• _Aim of the task_: Review the material line by line. Identify and copy every line that contains the string "React".
**** Given data
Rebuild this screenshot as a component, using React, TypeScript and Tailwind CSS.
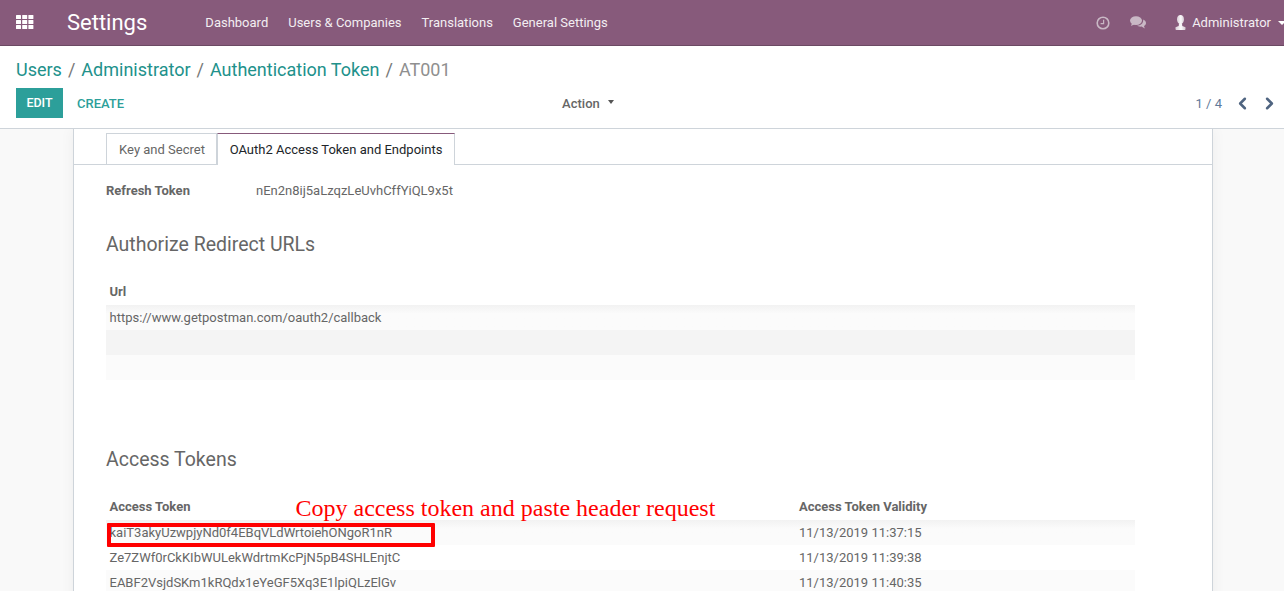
********
**** Given data
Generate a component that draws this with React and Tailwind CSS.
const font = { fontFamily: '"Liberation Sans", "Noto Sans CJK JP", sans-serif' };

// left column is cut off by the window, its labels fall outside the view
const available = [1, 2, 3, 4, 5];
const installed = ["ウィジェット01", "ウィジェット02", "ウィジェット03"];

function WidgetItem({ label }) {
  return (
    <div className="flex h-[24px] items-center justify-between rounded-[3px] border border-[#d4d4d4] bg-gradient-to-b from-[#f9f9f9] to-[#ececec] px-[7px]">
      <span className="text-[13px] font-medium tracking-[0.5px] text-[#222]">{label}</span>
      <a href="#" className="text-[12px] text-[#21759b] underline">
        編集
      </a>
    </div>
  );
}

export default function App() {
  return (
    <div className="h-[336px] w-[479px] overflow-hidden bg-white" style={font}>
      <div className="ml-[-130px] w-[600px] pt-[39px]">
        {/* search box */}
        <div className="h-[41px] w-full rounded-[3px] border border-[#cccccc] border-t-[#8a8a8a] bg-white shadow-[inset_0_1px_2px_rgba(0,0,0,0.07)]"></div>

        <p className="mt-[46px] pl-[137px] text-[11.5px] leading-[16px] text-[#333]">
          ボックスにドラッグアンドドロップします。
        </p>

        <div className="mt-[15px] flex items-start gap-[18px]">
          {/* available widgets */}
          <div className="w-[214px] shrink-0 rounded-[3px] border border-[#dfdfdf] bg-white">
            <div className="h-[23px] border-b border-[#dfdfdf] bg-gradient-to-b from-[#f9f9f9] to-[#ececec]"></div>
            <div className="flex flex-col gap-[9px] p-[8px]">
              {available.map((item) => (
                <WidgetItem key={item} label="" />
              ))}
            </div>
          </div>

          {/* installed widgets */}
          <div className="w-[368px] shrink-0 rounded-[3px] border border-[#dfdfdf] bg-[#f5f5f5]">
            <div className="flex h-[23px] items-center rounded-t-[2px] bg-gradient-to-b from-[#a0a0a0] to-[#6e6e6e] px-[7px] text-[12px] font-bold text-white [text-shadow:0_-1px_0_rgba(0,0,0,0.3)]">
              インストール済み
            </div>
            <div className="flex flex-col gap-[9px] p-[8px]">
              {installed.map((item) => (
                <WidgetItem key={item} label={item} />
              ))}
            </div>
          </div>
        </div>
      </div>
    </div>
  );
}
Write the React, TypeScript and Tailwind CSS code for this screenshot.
********
• _Task solution_:
Rebuild this screenshot as a component, using React, TypeScript and Tailwind CSS.
Generate a component that draws this with React and Tailwind CSS.
Write the React, TypeScript and Tailwind CSS code for this screenshot.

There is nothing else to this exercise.